Write out the listing, please, but only from its first line through the line containing "MdOutlineRemoveRedEye, MdRefresh, MdSearch", exactly as given and without pictures.

——————————

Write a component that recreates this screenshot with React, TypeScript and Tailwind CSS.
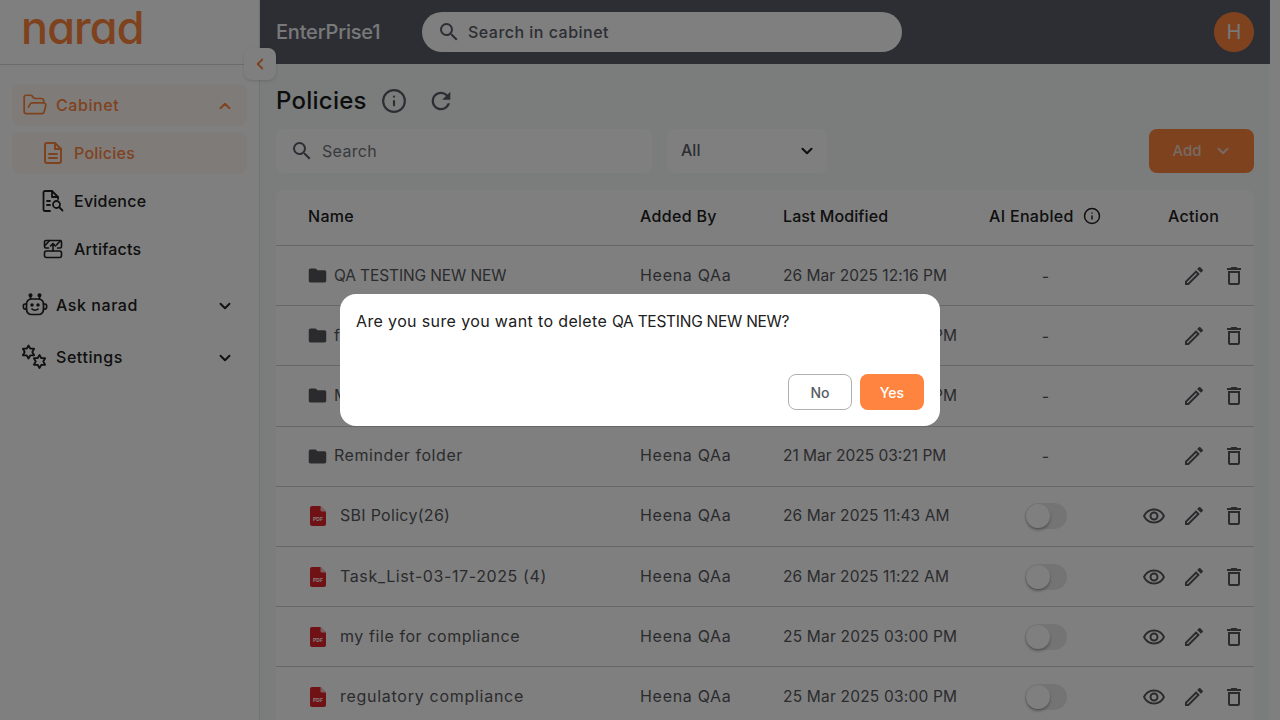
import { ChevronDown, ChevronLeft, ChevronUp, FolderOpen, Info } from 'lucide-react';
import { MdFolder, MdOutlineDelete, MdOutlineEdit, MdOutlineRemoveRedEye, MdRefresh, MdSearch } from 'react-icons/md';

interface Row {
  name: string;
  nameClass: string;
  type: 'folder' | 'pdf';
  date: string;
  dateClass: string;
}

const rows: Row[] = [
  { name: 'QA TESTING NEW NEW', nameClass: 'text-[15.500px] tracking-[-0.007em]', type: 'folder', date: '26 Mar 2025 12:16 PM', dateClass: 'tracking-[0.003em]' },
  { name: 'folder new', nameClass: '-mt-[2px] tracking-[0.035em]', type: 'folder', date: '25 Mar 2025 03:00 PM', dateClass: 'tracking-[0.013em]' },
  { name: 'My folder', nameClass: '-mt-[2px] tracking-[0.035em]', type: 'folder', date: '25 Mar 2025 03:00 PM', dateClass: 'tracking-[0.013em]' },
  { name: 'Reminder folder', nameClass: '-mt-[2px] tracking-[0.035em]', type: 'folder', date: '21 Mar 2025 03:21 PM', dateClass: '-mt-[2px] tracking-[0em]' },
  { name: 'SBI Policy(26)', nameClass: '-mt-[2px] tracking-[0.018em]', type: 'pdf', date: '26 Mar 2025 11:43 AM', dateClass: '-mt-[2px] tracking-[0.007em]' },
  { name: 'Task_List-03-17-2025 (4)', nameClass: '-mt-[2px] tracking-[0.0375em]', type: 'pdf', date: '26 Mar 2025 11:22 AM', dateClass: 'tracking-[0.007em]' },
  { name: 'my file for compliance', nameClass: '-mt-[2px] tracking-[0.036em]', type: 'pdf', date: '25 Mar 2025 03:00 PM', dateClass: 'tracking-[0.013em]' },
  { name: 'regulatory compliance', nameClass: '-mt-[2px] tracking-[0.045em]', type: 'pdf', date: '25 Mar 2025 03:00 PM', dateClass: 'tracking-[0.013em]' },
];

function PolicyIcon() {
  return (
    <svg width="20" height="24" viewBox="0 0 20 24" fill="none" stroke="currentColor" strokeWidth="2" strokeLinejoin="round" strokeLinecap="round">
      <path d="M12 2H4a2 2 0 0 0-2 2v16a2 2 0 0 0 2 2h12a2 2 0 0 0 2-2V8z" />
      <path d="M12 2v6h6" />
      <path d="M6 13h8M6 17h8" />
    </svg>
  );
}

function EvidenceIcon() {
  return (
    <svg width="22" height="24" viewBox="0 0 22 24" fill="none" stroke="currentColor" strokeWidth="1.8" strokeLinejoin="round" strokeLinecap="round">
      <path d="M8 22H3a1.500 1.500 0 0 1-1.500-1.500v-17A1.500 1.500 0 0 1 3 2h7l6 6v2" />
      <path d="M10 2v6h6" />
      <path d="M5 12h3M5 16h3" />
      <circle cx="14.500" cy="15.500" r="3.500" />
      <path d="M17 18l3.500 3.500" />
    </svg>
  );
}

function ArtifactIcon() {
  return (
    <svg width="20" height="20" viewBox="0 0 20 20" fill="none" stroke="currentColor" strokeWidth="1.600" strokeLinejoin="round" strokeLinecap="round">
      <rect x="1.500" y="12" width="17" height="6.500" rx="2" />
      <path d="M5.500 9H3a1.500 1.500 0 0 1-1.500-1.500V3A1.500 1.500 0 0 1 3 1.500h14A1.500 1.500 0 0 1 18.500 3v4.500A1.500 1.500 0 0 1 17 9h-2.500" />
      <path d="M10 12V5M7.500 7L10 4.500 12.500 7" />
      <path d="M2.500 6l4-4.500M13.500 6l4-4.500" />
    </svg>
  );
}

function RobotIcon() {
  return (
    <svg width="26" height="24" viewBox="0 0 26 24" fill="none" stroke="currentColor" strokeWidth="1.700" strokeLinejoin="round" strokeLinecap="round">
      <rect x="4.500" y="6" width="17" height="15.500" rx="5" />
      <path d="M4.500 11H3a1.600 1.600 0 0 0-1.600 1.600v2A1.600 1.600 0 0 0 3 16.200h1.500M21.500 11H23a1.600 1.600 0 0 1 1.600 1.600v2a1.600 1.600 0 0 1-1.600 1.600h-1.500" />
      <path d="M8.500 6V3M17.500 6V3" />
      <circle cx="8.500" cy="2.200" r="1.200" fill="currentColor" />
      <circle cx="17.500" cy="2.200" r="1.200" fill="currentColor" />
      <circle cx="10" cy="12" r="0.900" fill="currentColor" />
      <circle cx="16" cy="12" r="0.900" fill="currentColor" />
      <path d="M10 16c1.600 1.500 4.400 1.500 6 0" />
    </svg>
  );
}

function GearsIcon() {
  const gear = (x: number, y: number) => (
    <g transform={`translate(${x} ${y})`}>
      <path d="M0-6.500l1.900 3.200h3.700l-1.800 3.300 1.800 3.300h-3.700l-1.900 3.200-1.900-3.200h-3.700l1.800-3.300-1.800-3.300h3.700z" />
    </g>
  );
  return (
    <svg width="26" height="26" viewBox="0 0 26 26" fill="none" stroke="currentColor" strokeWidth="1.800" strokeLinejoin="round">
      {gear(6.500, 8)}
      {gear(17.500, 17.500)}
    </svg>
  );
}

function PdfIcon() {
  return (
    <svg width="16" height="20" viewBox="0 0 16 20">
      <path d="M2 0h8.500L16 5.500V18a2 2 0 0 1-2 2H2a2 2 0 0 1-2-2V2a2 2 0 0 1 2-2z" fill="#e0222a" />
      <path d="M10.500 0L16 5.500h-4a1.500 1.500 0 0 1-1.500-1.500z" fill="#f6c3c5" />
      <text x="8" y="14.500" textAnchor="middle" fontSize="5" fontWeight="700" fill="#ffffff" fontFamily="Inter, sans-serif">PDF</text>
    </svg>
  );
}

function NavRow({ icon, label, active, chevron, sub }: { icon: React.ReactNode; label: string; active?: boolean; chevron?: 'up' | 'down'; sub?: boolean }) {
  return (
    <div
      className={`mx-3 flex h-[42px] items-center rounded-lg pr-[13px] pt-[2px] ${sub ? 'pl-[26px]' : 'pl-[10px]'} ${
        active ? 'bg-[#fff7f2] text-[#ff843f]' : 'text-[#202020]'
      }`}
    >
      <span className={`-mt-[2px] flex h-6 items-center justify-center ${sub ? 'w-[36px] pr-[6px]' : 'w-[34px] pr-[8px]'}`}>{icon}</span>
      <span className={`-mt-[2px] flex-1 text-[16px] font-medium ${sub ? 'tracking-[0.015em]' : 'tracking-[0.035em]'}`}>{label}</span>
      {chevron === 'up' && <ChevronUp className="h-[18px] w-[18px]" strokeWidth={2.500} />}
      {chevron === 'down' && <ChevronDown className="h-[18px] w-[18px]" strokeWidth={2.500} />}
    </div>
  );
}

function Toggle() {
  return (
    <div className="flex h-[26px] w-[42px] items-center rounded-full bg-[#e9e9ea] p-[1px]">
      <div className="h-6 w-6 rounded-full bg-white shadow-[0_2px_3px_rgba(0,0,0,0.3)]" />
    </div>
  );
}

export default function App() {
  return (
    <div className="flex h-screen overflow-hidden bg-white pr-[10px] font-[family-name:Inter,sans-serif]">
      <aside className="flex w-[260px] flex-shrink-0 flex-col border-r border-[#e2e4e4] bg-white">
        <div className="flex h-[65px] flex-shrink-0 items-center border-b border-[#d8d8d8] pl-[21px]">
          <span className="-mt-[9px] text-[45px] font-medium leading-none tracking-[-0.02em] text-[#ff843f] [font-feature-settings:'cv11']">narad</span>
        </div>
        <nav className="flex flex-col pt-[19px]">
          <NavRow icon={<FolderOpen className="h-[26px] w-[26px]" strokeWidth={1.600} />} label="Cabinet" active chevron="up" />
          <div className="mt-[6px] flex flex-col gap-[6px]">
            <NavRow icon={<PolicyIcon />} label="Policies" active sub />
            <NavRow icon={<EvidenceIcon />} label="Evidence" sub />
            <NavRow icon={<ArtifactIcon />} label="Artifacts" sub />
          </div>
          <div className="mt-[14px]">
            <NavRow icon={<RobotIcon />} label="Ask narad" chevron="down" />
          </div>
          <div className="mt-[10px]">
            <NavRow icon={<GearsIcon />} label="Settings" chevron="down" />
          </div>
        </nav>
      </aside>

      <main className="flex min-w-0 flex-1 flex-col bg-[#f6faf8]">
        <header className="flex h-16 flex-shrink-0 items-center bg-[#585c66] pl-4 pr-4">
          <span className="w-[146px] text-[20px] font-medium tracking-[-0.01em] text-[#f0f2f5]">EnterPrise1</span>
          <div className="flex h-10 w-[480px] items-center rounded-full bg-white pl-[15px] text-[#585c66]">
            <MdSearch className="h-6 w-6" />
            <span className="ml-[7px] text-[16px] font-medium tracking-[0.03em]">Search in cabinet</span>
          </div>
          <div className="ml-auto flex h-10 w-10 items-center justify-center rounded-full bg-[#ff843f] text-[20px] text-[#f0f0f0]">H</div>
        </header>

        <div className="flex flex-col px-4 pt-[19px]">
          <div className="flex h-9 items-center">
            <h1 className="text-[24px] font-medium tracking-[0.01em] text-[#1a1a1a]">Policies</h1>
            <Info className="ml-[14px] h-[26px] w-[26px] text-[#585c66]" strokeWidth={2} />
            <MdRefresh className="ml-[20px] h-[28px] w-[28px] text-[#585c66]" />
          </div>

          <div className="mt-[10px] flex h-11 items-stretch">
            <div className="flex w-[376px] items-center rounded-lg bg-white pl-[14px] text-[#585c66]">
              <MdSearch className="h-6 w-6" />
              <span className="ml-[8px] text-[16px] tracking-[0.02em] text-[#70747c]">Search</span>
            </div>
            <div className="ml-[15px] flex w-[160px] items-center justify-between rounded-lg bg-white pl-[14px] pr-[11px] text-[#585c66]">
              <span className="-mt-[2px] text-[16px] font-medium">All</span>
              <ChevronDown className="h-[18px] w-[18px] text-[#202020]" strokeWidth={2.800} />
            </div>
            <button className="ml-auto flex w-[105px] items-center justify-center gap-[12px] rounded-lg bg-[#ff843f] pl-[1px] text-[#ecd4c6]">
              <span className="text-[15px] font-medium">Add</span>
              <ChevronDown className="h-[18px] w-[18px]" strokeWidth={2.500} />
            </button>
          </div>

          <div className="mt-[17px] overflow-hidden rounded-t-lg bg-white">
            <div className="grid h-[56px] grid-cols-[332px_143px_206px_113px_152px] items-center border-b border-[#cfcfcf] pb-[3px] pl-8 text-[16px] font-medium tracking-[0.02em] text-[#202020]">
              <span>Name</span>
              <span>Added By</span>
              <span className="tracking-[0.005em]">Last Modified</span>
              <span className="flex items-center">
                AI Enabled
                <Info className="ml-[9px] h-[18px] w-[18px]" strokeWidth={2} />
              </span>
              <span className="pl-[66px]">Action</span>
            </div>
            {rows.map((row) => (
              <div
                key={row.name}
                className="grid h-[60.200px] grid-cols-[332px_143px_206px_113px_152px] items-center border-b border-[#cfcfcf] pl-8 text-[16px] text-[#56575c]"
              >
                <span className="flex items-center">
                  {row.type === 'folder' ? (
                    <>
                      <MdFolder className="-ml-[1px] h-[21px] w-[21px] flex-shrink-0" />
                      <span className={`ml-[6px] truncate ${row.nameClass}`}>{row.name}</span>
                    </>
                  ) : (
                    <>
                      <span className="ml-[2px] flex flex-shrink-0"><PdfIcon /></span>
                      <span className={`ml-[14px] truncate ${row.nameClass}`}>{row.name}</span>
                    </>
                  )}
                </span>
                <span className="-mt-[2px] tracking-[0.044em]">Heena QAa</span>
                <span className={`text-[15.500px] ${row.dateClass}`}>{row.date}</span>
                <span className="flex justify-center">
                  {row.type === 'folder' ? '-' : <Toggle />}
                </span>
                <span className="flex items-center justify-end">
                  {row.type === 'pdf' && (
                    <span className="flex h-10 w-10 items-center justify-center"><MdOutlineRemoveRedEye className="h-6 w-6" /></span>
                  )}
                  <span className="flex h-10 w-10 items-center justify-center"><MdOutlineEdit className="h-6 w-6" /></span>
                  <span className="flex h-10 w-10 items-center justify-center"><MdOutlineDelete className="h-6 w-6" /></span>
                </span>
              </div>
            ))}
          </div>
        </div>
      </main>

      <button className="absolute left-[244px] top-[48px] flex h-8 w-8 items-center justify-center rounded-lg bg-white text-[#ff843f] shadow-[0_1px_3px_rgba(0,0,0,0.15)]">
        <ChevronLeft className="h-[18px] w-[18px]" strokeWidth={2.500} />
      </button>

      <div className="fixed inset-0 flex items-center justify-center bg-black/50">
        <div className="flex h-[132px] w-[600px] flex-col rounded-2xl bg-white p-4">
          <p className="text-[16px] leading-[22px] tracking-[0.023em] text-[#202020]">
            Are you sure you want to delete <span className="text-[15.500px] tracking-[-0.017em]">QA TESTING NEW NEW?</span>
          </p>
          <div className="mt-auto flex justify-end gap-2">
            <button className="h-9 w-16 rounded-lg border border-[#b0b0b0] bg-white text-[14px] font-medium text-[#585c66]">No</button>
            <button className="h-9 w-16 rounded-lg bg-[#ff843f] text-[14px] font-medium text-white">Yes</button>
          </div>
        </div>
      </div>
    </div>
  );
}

——————————

* [RESPONSE FOR THIS EXERCISE]
Write a component that recreates this screenshot with React, TypeScript and Tailwind CSS.
import { ChevronDown, ChevronLeft, ChevronUp, FolderOpen, Info } from 'lucide-react';
import { MdFolder, MdOutlineDelete, MdOutlineEdit, MdOutlineRemoveRedEye, MdRefresh, MdSearch } from 'react-icons/md';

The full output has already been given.